(begin)

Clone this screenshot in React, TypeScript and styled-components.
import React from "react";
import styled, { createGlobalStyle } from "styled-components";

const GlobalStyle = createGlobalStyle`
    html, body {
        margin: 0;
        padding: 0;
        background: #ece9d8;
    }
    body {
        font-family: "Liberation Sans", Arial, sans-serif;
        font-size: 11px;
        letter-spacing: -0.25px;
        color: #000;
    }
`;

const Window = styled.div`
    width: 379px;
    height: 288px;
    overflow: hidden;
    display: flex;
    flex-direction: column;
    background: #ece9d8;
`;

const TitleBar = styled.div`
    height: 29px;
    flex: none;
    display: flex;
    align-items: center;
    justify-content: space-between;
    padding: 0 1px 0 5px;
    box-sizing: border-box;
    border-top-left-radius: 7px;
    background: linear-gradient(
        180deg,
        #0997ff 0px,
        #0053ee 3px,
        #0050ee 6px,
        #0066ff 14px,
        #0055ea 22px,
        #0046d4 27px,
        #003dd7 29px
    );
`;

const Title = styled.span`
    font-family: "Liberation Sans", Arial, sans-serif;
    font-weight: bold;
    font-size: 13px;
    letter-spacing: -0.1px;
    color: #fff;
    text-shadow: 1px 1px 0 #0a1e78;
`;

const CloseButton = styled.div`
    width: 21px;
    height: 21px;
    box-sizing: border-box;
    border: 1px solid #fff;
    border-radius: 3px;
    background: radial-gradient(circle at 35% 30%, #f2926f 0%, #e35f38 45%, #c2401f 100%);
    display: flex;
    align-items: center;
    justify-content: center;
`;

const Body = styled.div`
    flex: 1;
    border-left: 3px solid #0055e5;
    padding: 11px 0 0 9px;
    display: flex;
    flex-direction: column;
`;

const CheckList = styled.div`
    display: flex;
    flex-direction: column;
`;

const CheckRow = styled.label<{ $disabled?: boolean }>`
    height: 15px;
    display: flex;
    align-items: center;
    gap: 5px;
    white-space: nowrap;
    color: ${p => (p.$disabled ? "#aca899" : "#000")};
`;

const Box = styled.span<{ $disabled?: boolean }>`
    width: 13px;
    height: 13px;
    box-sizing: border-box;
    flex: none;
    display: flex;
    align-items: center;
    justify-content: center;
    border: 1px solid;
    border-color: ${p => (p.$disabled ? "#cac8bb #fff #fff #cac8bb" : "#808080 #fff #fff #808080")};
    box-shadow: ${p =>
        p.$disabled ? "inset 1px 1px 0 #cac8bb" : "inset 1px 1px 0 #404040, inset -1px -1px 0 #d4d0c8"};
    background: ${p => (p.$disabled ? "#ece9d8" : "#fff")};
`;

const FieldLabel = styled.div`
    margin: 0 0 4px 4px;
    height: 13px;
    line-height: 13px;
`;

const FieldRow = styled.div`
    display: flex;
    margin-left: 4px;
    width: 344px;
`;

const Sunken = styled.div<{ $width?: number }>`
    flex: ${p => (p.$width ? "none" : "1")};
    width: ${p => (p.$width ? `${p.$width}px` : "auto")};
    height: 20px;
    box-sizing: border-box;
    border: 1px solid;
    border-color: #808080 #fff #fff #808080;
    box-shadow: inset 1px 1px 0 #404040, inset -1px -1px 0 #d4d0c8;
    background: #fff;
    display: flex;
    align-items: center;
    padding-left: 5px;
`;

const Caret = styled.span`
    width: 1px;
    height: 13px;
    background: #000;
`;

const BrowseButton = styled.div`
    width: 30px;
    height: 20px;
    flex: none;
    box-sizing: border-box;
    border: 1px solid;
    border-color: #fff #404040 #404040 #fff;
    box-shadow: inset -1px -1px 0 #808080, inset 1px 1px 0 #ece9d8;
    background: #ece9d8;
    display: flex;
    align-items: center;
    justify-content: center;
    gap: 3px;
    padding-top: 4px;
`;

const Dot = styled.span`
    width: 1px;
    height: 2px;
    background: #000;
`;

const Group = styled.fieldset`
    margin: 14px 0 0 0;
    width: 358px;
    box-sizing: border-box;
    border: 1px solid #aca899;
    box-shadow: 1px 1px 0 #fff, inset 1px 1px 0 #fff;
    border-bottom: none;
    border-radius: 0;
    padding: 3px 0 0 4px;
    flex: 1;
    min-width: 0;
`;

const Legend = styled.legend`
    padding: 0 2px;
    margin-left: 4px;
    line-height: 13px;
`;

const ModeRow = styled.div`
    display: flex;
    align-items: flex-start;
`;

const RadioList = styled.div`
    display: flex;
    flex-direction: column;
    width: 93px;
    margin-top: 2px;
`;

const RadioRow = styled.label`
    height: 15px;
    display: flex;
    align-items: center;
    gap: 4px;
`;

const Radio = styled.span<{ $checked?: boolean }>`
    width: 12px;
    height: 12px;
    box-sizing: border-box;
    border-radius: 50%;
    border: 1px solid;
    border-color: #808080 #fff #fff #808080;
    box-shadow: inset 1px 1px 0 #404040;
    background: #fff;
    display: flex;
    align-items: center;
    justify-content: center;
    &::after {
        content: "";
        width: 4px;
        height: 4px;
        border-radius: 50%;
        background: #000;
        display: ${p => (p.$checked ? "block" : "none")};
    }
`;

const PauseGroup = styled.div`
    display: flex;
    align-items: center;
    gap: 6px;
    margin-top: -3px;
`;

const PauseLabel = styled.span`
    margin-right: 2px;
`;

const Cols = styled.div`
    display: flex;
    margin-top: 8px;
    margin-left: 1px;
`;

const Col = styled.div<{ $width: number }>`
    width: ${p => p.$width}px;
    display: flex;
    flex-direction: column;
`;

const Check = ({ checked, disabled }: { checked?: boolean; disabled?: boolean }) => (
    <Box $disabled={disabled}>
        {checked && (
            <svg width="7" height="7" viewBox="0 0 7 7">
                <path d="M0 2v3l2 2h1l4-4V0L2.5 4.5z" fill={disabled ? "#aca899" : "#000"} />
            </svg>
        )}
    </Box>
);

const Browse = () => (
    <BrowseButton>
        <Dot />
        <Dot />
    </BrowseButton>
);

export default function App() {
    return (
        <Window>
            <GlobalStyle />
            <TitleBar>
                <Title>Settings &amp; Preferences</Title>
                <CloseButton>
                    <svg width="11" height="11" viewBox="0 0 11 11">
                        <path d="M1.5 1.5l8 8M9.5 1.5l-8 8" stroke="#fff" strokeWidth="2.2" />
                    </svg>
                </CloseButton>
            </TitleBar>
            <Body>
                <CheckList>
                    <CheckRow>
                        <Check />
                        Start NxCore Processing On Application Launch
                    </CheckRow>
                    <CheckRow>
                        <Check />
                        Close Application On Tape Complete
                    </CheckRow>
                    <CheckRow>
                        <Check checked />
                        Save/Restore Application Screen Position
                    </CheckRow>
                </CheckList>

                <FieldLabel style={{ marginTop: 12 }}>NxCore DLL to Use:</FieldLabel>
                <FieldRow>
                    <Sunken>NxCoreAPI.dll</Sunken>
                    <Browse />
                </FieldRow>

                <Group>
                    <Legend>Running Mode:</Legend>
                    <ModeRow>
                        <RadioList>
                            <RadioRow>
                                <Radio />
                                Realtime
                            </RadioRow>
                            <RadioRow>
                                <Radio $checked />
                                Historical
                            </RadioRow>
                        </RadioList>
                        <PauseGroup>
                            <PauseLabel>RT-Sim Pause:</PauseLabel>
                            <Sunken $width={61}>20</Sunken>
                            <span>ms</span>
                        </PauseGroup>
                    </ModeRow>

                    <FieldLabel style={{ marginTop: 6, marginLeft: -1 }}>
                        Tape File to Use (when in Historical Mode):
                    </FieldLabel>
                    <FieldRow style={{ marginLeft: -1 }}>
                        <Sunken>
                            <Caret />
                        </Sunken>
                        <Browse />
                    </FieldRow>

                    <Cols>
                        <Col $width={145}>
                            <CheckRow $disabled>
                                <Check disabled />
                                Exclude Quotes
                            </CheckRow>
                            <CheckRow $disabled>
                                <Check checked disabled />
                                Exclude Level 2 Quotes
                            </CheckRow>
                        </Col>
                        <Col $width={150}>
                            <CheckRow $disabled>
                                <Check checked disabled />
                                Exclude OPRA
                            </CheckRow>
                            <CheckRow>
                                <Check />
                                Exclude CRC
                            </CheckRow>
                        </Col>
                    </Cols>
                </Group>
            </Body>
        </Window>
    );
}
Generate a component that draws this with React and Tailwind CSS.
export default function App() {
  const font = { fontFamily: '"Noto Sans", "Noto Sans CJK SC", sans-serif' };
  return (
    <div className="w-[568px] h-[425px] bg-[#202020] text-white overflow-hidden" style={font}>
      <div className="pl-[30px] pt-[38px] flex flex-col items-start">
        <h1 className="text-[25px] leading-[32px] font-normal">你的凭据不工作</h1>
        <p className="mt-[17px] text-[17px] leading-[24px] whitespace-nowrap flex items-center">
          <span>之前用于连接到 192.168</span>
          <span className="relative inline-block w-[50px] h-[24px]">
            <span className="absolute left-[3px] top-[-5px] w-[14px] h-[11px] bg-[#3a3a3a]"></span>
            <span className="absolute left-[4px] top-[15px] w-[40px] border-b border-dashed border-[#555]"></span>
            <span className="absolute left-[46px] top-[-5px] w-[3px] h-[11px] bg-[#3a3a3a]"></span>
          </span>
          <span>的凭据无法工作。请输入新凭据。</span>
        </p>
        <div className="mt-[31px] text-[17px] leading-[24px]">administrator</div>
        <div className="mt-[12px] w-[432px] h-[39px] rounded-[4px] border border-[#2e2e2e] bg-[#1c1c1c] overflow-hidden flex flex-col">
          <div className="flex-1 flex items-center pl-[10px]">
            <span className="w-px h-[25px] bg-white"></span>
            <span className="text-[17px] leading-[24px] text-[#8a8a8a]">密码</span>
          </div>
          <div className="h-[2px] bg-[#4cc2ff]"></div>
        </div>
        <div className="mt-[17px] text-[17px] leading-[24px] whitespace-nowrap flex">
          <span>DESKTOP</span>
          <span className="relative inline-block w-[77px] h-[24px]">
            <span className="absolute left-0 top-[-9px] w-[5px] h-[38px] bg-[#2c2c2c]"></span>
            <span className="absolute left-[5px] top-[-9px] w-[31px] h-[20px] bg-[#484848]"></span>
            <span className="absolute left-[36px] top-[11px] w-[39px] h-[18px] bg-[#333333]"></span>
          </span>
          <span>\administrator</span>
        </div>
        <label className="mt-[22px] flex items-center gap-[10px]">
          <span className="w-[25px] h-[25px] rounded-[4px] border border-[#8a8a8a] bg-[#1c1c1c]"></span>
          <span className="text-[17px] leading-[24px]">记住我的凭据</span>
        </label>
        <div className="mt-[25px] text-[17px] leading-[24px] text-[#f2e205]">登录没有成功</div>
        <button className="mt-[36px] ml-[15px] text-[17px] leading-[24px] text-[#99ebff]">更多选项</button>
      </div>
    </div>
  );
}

(end)

▸ EXERCISE DESCRIPTION:
Copy out every line of the material above that mentions the word "components".

▸ SOLUTION TO THIS PROBLEM:
Clone this screenshot in React, TypeScript and styled-components.
import styled, { createGlobalStyle } from "styled-components";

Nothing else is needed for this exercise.